A niche in the market
Other researchers have developed competing technologies using scaffolds to build three-dimensional liver-like structures. Sangeeta Bhatia, a bioengineer at the Massachusetts Institute of Technology in Cambridge, for example, has produced a scaffold-based graftthat doesn’t try to recapitulate development but has proved to be functional and transplantable in mice. Bhatia is now working on increasing the number of hepatocytes present on the two-centimetre graft, to ensure that it is useful in the clinic. "One billion cells is the next frontier," she says.

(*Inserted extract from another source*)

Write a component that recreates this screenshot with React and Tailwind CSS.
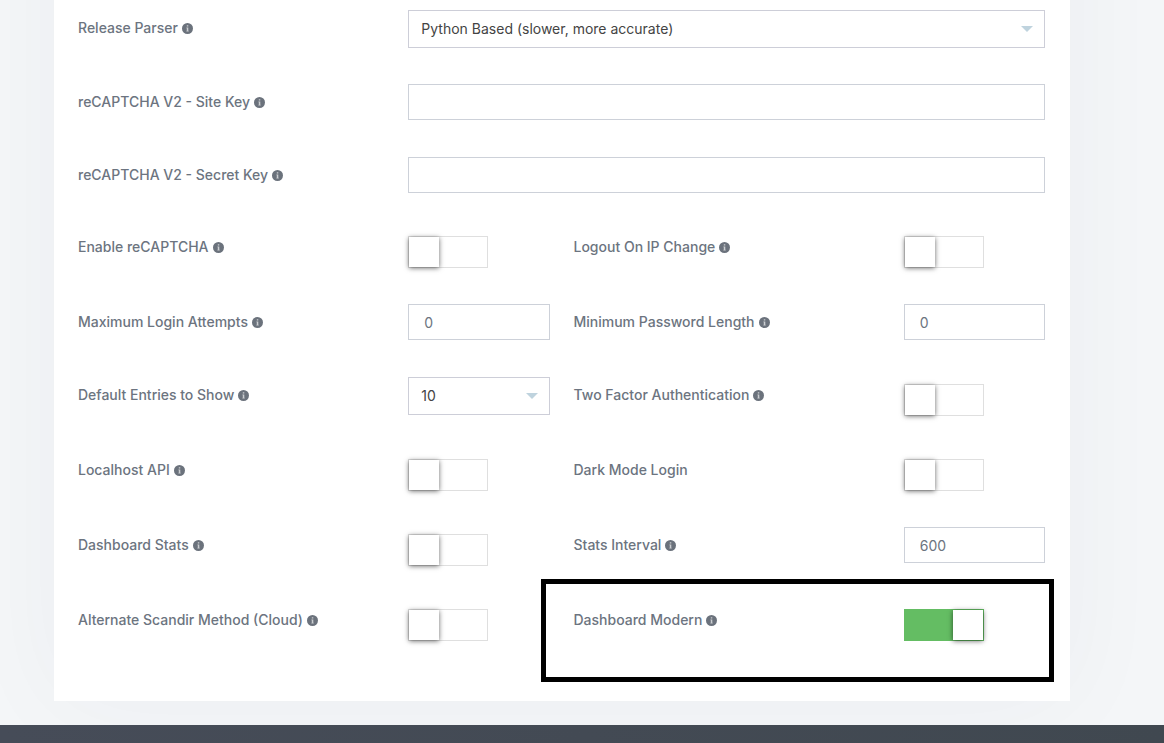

In the meantime, Takebe and the rest of the team, led by Hideki Taniguchi, also a stem-cell biologist at Yokohama City University — who are collaborating on the project with researchers at Sekisui Medical, a biotechnology firm based in Tokyo — hope that his liver bud could be useful for toxicity testing in drug screening, for which bile ducts are not needed. Many conventional hepatocyte cells that are transplanted to mice for in vivo testing last for only two or three days, but the drug and its various metabolites might take weeks to metabolize, so toxic effects might not be apparent in such testing. Takebe says his graft has the necessary staying power.
Many researchers are already growing hepatocyte-like cells: Bhatia, for example, has already commercialized a device that uses bioengineered cells for drug testing. However, Takebe’s liver bud has the advantage of being grown from iPS cells, rather than, for example, the primary human hepatocytes used in Bhatia's graft, which could make it useful in modelling rare diseases or examining the specific genetic backgrounds of the iPS cell donors.
Markus Grompe, who studies liver disease at the Oregon Health and Science University in Portland, says that Takebe's team is "on the right track”. Still, he says, the liver cells need to function much more efficiently than they do at present. On the basis of a cursory inspection of Takebe's data presented at the meeting, Grompe says that the liver bud was producing only a small fraction of the albumin — a plasma protein that is a key marker of liver function — that it should. But Takebe says that since his group generated the data presented at the Yokohama meeting, procedural improvements have already led to higher levels of albumin.
The next step for the team is to try to make the liver bud more liver-like, by including structures such as bile ducts.